Russell Wayne Baker, an American columnist, said: “The dirty work at political conventions is almost always done in the grim hours between midnight and dawn. Hangmen and politicians work best when the human spirit is at its lowest.”

Politics is never a holy game. Mikhail Aleksandrovich Bakunin (1814 -76), Russian revolutionary, said: “Even in the purest democracies, such as the United States and Switzerland, a privileged minority stands against the vast enslaved majority.”

In a related quote, Ambrose Bierce (1842-1914) American writer said: “Politics is strife of interests masquerading as a context of principles. The conduct of public affairs for private advantage.”

When you talk about the ceaseless unrest in many parts of Africa, the root cause is politics. Political leaders in these countries have always perpetrated their evil policies against the people and they do everything to perpetuate themselves in power. Rigging has always been their stock-in-trade.

Pundits say that rigging in 2019 may not be as easy as Nigerians have become conscious about their role in election process.

“I see a situation where those planning to rig may find out they have no opportunity to do so. If it is vote-buying, the noise that has been made about it, I think is enough to put every voter at alert and the danger of accepting N4,000 or N5,000 today and mortgaging your future.
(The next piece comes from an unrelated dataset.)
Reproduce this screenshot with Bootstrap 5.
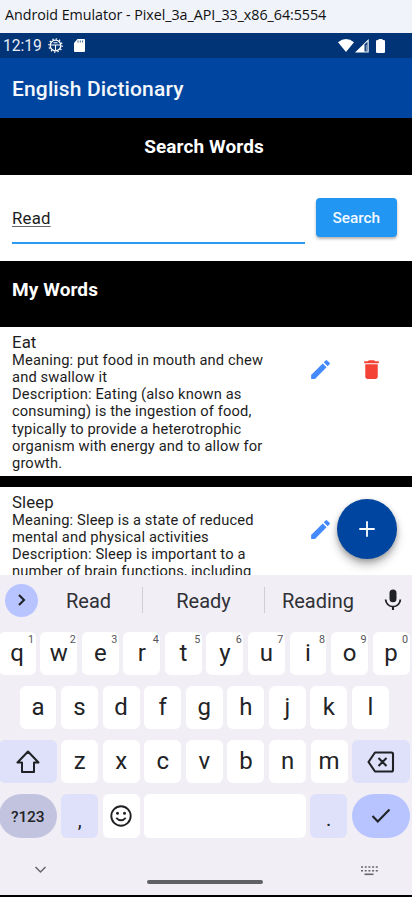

Again, unlike when people manipulated figures at the polling units, this time around, voters will be willing to wait until they hear the result and they video everything and post on the social media. I also want to believe that the situation in Ekiti and Osun will not repeat itself because since the election is taking place same day and time, the security agents will be deployed to various places to keep the peace. There will be no case of flooding a state with soldiers, policemen and other paramilitary personnel for the purpose of intimidating opponents in order to “capture” such a state. “So, it is going to be a little bit difficult; except they decide to announce an outright false result; and then, the INEC would have the world to content with in that case. But mind you, nothing is sacrosanct,” a pundit, who craved anonymity, said.